Does Delaying Your Period Affect Pregnancy?

Without any doubt, most women would have to delay their periods at least once in their lifetime for enjoying a beach holiday or a romantic weekend getaway to the fullest. At the same time, women with heavy bleeding and cramps during the days of the period would have to delay their period, even for an official or personal event. Nowadays, taking medication for delaying periods has become very normal and we have over-the-counter tablets for the same.

However, women are sometimes concerned much about the side effects of delaying their periods. And to be honest, if you are using the correct medication, it is safe to delay your period whenever you desire to. After all, it is essential to remember that you don’t have protection against pregnancy on those days if you delay your period unless you use any contraception like a condom. If you still have queries or concerns about taking medication for delaying periods, you better speak to experts at a Trinity gynecology center.

Here is some basic information you might need to know about taking medication for delaying your periods.

Medication for Delaying Periods

The medication for delaying your period mainly involves the prescription of tablets containing Norethisterone. Norethisterone tablets come in different brand names, including Utolvan. These tablets are usually taken thrice a day, starting the course three days prior to your date. And your period will begin within three days after the completion of the Norethisterone course.
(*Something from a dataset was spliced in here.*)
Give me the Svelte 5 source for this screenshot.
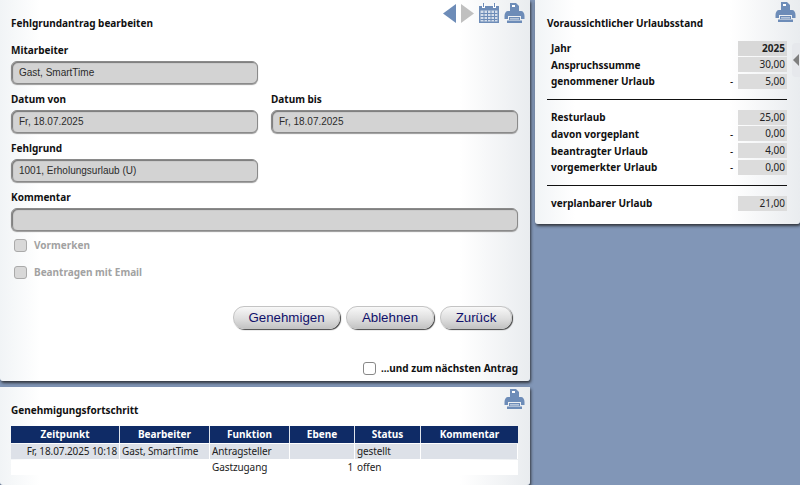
<script>
	const balance1 = [
		{ label: 'Jahr', value: '2025', strong: true },
		{ label: 'Anspruchssumme', value: '30,00' },
		{ label: 'genommener Urlaub', value: '5,00', minus: true }
	];
	const balance2 = [
		{ label: 'Resturlaub', value: '25,00' },
		{ label: 'davon vorgeplant', value: '0,00', minus: true },
		{ label: 'beantragter Urlaub', value: '4,00', minus: true },
		{ label: 'vorgemerkter Urlaub', value: '0,00', minus: true }
	];
	const balance3 = [{ label: 'verplanbarer Urlaub', value: '21,00' }];
	const columns = ['Zeitpunkt', 'Bearbeiter', 'Funktion', 'Ebene', 'Status', 'Kommentar'];
</script>

{#snippet printer(cls)}
	<svg class={cls} width="21" height="20" viewBox="0 0 21 20" aria-hidden="true">
		<path fill="#6d8cb8" d="M6 0h6l3 3v5H6z" />
		<path fill="#fff" d="M8 2h3v2H8z" />
		<path fill="#6d8cb8" d="M4 8h13c2 0 3.500 2 3.500 5v3H17v-3H4v3H.5v-3C.5 10 2 8 4 8z" />
		<path fill="#6d8cb8" d="M5 14h11v3H5zM3 17.500h15V20H3z" />
		<path fill="#fff" d="M6 15.500h9v.8H6z" />
	</svg>
{/snippet}

{#snippet rows(list)}
	{#each list as row}
		<div class="bal-row">
			<span class="bal-label">{row.label}</span>
			<span class="bal-sign">{row.minus ? '-' : ''}</span>
			<span class="bal-value" class:strong={row.strong}>{row.value}</span>
		</div>
	{/each}
{/snippet}

<div class="page">
	<div class="left">
		<section class="panel form-panel">
			<div class="tools">
				<svg width="13" height="19" viewBox="0 0 13 19" aria-hidden="true"><path fill="#6d8cb8" d="M13 0v19L0 9.500z" /></svg>
				<svg width="13" height="19" viewBox="0 0 13 19" aria-hidden="true"><path fill="#c0c0c0" d="M0 0v19l13-9.500z" /></svg>
				<svg width="20" height="20" viewBox="0 0 20 20" aria-hidden="true">
					<path fill="#6d8cb8" d="M0 3h20v17H0z" />
					<path fill="#d5deeb" d="M1.500 7.500h17V18.500h-17z" />
					<path fill="#6d8cb8" d="M1.500 10h17v1h-17zM1.500 13h17v1h-17zM1.500 16h17v1h-17zM4.500 7.500h1v11h-1zM8 7.500h1v11H8zM11.500 7.500h1v11h-1zM15 7.500h1v11h-1z" />
					<path fill="#fff" d="M3 1h3v4H3zM14 1h3v4h-3z" />
					<path fill="#6d8cb8" d="M4 0h1v4H4zM15 0h1v4h-1z" />
				</svg>
				{@render printer('tool-print')}
			</div>

			<h2>Fehlgrundantrag bearbeiten</h2>

			<div class="field">
				<span class="lbl">Mitarbeiter</span>
				<div class="box half">Gast, SmartTime</div>
			</div>
			<div class="two">
				<div class="col">
					<span class="lbl">Datum von</span>
					<div class="box">Fr, 18.07.2025</div>
				</div>
				<div class="col">
					<span class="lbl">Datum bis</span>
					<div class="box">Fr, 18.07.2025</div>
				</div>
			</div>
			<div class="field">
				<span class="lbl">Fehlgrund</span>
				<div class="box half">1001, Erholungsurlaub (U)</div>
			</div>
			<div class="field">
				<span class="lbl">Kommentar</span>
				<div class="box"></div>
			</div>

			<div class="check first"><span class="cb"></span><span>Vormerken</span></div>
			<div class="check second"><span class="cb"></span><span>Beantragen mit Email</span></div>

			<div class="buttons">
				<button class="w-gen">Genehmigen</button>
				<button class="w-abl">Ablehnen</button>
				<button class="w-zur">Zurück</button>
			</div>

			<div class="next"><span class="cb white"></span><span>...und zum nächsten Antrag</span></div>
		</section>

		<section class="panel progress-panel">
			{@render printer('progress-print')}
			<h2>Genehmigungsfortschritt</h2>
			<div class="table">
				{#each columns as c}<div class="th">{c}</div>{/each}
				<div class="td alt right">Fr, 18.07.2025 10:18</div>
				<div class="td alt">Gast, SmartTime</div>
				<div class="td alt">Antragsteller</div>
				<div class="td alt"></div>
				<div class="td alt">gestellt</div>
				<div class="td alt"></div>
				<div class="td"></div>
				<div class="td"></div>
				<div class="td">Gastzugang</div>
				<div class="td right">1</div>
				<div class="td">offen</div>
				<div class="td"></div>
			</div>
		</section>
	</div>

	<section class="panel balance">
		{@render printer('balance-print')}
		<h2>Voraussichtlicher Urlaubsstand</h2>
		<div class="bal-group">{@render rows(balance1)}</div>
		<hr />
		<div class="bal-group">{@render rows(balance2)}</div>
		<hr />
		<div class="bal-group">{@render rows(balance3)}</div>
		<div class="handle">
			<svg width="6" height="12" viewBox="0 0 6 12" aria-hidden="true"><path fill="#7f7f7f" d="M6 0v12L0 6z" /></svg>
		</div>
	</section>
</div>

<style>
:global(body) { background: #8196b7; overflow: hidden; }

.page {
	width: 800px; height: 485px; overflow: hidden;
	display: grid; grid-template-columns: 530px 265px; column-gap: 5px;
	align-items: start;
	font-family: "Noto Sans", sans-serif; color: #000;
}
.left { display: flex; flex-direction: column; gap: 6px; }

.panel {
	position: relative;
	background:
		linear-gradient(90deg, #f1f4f6 0, #fff 40px, #fff calc(100% - 70px), #e9ecef 100%);
	box-shadow: 1px 2px 3px rgba(30, 30, 30, 0.8);
	border-radius: 0 0 3px 3px;
}
h2 { margin: 0; font-size: 10px; font-weight: bold; line-height: 12px; color: #111; }

.form-panel { height: 381px; padding: 17px 12px 0 11px; box-sizing: border-box; }
.tools {
	position: absolute; top: 3px; right: 5px;
	display: flex; align-items: center; gap: 5px;
}
.form-panel h2 { margin-bottom: 15px; }
.field, .col { display: flex; flex-direction: column; }
.lbl { font-size: 10px; font-weight: bold; line-height: 12px; height: 12px; margin-bottom: 5px; color: #111; }
.box {
	height: 23px; box-sizing: border-box; padding: 0 7px;
	background: #d3d3d3; border: 1px solid #8a8a8a; border-radius: 6px;
	box-shadow: inset 1px 1px 1px #777, 0 1px 1px #999;
	font: 10px/21px "Liberation Sans", sans-serif; color: #2b2b2b;
}
.half { width: 247px; }
.field + .two, .two + .field, .field + .field { margin-top: 9px; }
.two { display: grid; grid-template-columns: 247px 247px; column-gap: 13px; }

.check {
	display: flex; align-items: center; gap: 7px;
	margin-left: 3px; font-size: 10px; font-weight: bold; color: #a2a2a2; line-height: 13px;
}
.check.first { margin-top: 8px; }
.check.second { margin-top: 14px; }
.cb {
	width: 13px; height: 13px; box-sizing: border-box; display: block;
	background: #d8d8d8; border: 1px solid #aaa; border-radius: 3px;
}
.cb.white { background: #fff; border-color: #888; }

.buttons { display: flex; justify-content: flex-end; gap: 6px; margin-top: 27px; padding-right: 6px; }
button {
	height: 23px; padding: 0; border: 1px solid #c4c4c4; border-radius: 11px;
	background: linear-gradient(#f8f8f8, #dcdcdc 60%, #c4c4c4);
	box-shadow: 1px 1px 1px #444;
	font: 13.3px "Liberation Sans", sans-serif; color: #10106a;
}
.w-gen { width: 107px; }
.w-abl { width: 88px; }
.w-zur { width: 72px; }

.next {
	position: absolute; top: 362px; right: 12px;
	display: flex; align-items: center; gap: 5px;
	font-size: 10px; font-weight: bold; line-height: 13px; color: #111;
}

.progress-panel { height: 98px; padding: 17px 12px 0 11px; box-sizing: border-box; }
.progress-print { position: absolute; top: 2px; right: 5px; }
.table {
	margin-top: 10px; width: 507px;
	display: grid; grid-template-columns: 109px 90px 80px 65px 66px 97px;
	row-gap: 1px;
	font: 10px/15px "Noto Sans", sans-serif;
}
.th {
	height: 17px; background: #0f2b66; color: #fff; font-weight: bold; text-align: center;
	line-height: 17px; box-sizing: border-box; border-right: 1px solid #dfe3ea;
}
.th:nth-child(6) { border-right: none; }
.td { height: 15px; padding: 0 2px; box-sizing: border-box; background: #fff; white-space: nowrap; color: #222; letter-spacing: -0.1px; }
.td.alt { background: #dde1e8; border-right: 1px solid #fff; }
.right { text-align: right; }

.balance { height: 224px; padding: 17px 13px 0 12px; box-sizing: border-box; width: 265px; }
.balance-print { position: absolute; top: 2px; right: 4px; }
.balance h2 { margin-bottom: 11px; }
.bal-group { display: flex; flex-direction: column; gap: 0.67px; padding-left: 4px; }
.bal-row { display: grid; grid-template-columns: 1fr 8px 49px; height: 16px; align-items: center; font-size: 10px; line-height: 16px; }
.bal-label { font-weight: bold; color: #111; }
.bal-sign { text-align: left; }
.bal-value { background: #dcdcdc; text-align: right; padding-right: 2px; height: 15px; line-height: 15px; color: #222; }
.bal-value.strong { font-weight: bold; background: #d8d8d8; }
hr { margin: 9.5px 0; border: none; border-top: 1px solid #111; }
.handle {
	position: absolute; top: 43px; right: 0; width: 8px; height: 34px;
	background: #e6e8ec; border-radius: 4px 0 0 4px;
	display: flex; align-items: center; justify-content: center;
}
</style>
It is strongly recommended not to take Norethisterone if you are already pregnant. The increased progesterone levels released into your body might affect the unborn baby’s development inside your womb. Some doctors usually ask you to get the pregnancy test done before taking the course of Norethisterone if you are not sure. You better take a pregnancy test yourself before you start medication for delaying periods if you have any kinds of doubt.

Norethisterone, first of all, doesn’t provide any protection against pregnancy. It isn’t a contraceptive pill. Therefore, you should use contraception if you have delayed pregnancy and are still sexually active. Make it clear that you won’t be protected from pregnancy on those days when you are taking medication for postponing periods.

If you have a vaginal ring or patch inserted, you can still take medication for delaying periods. And your regular contraception will provide you protection against pregnancy.